**Dataset records**
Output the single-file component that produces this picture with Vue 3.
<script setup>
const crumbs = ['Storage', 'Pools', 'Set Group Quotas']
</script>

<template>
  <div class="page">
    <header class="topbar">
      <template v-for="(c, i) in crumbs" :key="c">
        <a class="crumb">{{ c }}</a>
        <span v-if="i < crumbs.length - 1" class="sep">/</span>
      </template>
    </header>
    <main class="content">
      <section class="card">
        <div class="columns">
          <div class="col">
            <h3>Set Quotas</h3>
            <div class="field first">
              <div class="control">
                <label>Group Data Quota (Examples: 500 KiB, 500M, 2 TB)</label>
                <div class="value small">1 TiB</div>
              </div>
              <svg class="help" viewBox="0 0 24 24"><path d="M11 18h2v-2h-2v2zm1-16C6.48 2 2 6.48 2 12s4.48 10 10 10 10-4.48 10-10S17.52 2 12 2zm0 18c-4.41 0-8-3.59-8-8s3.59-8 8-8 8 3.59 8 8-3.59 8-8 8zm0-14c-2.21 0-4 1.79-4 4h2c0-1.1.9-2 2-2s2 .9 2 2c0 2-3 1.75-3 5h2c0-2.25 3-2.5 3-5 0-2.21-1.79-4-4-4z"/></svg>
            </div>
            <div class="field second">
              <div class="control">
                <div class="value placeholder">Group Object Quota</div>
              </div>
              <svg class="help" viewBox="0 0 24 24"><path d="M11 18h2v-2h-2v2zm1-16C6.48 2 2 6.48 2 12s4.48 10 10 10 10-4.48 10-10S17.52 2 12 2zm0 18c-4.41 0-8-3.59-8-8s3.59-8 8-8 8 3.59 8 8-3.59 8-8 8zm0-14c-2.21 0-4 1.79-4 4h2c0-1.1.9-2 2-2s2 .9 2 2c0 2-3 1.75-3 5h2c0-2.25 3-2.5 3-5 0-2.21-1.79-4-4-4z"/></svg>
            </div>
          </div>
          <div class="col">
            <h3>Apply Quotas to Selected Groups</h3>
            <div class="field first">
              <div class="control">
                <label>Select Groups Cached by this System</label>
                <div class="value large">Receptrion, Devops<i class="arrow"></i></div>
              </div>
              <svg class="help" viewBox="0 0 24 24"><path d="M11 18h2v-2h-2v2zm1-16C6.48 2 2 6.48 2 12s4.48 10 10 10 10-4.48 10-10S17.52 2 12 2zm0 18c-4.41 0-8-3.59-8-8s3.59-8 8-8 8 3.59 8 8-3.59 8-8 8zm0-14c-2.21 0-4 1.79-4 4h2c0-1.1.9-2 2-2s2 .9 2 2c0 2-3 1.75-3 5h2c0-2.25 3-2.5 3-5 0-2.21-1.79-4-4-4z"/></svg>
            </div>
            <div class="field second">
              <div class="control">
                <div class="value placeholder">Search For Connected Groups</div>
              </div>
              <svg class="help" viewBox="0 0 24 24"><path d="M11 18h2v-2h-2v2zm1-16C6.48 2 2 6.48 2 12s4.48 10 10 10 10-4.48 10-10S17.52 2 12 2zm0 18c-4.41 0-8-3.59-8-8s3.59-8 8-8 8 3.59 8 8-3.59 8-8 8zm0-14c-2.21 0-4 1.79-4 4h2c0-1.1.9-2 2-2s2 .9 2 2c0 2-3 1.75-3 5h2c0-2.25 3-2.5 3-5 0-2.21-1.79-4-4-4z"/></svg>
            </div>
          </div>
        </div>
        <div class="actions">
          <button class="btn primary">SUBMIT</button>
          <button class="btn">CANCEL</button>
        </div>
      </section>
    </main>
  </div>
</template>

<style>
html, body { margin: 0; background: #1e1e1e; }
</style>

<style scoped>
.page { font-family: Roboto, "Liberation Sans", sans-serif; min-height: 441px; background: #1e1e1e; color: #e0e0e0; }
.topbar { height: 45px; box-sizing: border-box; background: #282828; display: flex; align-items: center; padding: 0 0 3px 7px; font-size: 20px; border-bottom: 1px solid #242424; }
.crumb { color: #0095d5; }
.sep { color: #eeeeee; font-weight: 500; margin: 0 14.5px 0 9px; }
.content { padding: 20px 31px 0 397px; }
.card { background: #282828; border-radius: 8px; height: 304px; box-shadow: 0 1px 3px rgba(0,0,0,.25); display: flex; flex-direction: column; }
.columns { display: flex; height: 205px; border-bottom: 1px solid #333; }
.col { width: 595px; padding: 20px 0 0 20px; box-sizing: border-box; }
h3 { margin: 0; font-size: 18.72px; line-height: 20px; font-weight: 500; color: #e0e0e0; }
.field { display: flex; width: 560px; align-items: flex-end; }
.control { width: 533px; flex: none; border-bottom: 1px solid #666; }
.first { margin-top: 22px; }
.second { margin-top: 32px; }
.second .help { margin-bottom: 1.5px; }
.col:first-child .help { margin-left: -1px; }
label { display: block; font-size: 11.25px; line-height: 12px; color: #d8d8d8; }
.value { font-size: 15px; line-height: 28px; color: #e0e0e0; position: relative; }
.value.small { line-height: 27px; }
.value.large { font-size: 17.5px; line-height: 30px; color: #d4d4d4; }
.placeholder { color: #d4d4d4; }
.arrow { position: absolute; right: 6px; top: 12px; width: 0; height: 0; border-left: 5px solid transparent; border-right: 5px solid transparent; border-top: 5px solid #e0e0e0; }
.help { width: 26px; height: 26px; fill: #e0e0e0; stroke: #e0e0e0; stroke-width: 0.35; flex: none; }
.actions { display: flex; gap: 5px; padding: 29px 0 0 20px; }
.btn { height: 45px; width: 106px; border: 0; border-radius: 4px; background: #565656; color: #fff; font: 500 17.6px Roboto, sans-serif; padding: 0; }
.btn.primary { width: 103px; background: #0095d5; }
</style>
* * *
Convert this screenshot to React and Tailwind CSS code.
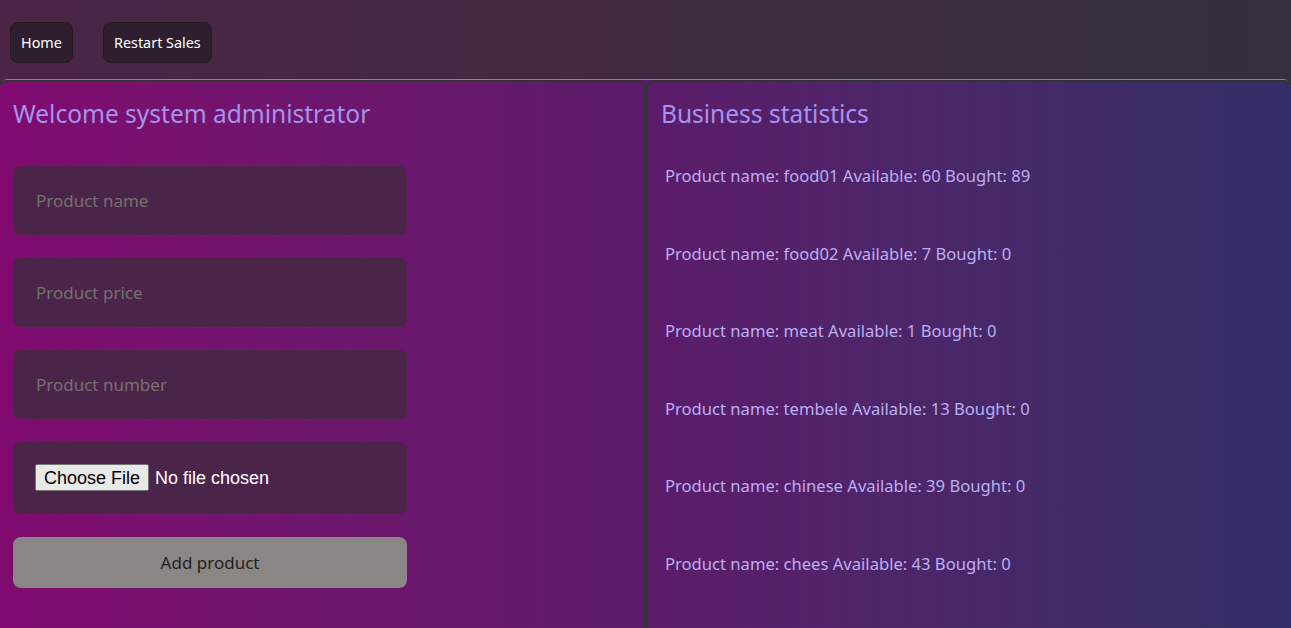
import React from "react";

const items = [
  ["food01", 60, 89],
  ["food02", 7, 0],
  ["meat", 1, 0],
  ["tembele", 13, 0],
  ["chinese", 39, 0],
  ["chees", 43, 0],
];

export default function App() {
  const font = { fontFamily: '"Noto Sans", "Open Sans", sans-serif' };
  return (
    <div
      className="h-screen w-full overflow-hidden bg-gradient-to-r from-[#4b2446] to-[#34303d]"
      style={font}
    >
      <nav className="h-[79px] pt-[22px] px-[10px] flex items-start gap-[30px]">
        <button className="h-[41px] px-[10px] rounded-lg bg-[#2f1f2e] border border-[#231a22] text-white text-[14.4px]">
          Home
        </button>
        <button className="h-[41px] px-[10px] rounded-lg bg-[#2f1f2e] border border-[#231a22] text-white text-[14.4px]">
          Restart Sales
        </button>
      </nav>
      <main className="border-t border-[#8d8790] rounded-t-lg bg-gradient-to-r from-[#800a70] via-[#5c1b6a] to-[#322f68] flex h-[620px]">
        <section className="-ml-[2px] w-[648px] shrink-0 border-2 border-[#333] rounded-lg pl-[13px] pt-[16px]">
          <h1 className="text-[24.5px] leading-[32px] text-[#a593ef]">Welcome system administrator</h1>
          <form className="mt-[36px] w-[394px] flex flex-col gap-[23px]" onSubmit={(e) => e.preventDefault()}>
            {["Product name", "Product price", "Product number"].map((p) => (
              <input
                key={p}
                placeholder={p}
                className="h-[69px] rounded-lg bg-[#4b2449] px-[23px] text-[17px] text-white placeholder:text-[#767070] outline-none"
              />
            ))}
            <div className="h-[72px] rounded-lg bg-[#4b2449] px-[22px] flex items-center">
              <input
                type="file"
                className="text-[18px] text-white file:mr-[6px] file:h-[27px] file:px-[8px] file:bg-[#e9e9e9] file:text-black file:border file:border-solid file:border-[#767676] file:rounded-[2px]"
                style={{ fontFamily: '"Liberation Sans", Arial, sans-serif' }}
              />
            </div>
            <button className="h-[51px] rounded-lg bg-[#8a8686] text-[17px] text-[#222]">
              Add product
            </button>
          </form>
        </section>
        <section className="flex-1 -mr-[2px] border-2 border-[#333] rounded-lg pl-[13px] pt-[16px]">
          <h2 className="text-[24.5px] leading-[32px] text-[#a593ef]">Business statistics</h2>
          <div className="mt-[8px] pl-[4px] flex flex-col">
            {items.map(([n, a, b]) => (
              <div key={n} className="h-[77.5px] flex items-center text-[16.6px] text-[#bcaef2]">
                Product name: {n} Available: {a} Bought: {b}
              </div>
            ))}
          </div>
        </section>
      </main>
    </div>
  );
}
...
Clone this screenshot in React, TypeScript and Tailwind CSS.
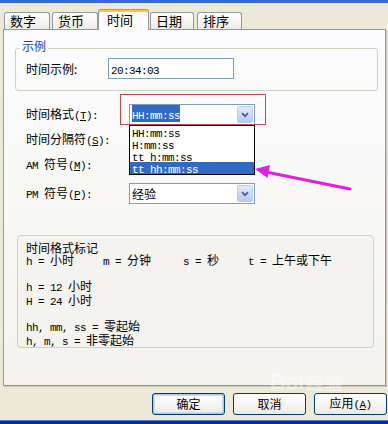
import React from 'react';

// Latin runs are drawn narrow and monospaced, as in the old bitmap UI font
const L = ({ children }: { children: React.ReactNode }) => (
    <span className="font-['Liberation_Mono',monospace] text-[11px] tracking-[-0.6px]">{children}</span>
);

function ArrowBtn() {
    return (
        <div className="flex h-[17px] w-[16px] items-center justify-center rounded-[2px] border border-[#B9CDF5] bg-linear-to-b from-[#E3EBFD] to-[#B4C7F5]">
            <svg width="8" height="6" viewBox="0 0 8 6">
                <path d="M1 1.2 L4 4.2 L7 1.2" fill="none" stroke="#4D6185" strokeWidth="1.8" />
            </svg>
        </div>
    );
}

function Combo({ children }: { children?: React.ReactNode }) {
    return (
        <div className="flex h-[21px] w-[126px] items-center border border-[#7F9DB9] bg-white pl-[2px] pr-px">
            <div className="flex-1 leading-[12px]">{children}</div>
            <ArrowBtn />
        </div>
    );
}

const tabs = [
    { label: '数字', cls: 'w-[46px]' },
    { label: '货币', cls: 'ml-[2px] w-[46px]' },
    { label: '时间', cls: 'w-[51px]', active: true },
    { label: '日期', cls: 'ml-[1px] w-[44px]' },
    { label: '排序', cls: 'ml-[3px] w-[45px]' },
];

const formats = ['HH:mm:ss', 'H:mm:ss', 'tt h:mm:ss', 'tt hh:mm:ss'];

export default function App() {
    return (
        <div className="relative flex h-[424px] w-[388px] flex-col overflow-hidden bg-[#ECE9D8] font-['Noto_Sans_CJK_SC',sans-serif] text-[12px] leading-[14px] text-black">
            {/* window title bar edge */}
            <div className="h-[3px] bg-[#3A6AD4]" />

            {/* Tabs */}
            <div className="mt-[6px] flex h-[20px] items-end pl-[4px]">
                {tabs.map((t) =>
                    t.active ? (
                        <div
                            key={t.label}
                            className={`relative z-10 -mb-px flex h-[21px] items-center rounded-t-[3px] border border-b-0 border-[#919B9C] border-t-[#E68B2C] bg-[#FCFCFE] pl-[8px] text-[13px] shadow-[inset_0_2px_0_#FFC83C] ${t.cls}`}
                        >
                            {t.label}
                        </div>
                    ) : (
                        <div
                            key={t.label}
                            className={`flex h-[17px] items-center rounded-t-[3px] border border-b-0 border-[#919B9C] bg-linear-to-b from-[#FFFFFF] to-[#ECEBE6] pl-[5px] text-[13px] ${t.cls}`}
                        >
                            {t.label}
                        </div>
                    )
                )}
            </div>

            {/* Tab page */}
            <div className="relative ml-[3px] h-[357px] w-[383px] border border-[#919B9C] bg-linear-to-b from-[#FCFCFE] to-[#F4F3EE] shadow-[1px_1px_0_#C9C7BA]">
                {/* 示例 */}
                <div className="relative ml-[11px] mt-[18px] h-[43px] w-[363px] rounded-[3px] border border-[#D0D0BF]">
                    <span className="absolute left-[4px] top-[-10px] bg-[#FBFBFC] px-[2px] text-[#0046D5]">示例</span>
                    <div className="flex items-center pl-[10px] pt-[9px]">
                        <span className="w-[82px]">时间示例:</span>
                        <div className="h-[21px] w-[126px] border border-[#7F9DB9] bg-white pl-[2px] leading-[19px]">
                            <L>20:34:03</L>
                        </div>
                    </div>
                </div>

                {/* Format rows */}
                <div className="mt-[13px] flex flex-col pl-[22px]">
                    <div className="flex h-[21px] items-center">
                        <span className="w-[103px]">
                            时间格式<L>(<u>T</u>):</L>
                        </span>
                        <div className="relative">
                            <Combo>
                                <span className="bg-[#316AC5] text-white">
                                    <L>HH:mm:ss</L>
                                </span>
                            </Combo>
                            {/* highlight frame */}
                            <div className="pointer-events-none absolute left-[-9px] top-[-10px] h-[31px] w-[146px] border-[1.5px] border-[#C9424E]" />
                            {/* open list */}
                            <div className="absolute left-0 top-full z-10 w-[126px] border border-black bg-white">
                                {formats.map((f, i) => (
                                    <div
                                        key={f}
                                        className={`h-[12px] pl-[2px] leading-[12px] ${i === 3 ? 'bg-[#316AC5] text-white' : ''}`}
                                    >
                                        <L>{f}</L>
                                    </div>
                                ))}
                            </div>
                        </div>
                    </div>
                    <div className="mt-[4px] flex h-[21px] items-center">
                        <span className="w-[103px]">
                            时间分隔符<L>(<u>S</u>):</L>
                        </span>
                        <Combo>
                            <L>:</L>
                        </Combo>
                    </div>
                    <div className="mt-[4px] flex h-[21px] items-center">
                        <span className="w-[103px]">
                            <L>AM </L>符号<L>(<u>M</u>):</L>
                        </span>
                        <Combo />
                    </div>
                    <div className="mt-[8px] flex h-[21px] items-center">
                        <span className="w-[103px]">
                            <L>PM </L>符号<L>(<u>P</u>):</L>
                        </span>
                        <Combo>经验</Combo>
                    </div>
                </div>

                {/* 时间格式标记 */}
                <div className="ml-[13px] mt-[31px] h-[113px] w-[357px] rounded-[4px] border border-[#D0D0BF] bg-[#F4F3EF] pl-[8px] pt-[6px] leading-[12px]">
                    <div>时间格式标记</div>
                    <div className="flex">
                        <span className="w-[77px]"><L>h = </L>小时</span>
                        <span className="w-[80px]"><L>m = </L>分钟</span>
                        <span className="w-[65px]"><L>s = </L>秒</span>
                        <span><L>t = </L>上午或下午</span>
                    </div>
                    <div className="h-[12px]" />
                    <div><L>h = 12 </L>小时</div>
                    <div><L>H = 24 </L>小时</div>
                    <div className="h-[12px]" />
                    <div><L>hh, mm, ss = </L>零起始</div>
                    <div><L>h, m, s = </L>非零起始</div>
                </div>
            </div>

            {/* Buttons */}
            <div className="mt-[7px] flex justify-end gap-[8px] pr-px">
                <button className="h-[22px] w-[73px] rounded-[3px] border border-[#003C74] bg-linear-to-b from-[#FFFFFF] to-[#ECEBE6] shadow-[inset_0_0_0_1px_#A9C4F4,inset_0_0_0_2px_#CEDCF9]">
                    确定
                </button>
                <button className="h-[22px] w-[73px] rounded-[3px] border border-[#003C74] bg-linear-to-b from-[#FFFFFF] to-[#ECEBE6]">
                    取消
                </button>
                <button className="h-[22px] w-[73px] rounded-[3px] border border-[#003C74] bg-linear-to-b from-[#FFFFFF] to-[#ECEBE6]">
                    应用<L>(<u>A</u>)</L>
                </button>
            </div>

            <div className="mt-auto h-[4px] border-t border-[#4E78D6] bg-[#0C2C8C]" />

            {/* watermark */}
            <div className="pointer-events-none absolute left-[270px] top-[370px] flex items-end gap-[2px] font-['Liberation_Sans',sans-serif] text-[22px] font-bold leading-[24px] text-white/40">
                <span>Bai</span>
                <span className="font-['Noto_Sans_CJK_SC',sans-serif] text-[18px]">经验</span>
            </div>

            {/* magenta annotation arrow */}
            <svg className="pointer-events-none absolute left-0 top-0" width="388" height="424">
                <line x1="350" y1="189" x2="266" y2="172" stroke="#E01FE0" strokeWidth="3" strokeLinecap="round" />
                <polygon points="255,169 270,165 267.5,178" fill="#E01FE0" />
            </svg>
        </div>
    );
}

**Problem to solve**
Between the line with "Clone this screenshot" and the line with "import React from 'react';", ends included, lies the span to copy exactly; copy nothing else and leave out the pictures.

**Exercise answer**
Clone this screenshot in React, TypeScript and Tailwind CSS.
import React from 'react';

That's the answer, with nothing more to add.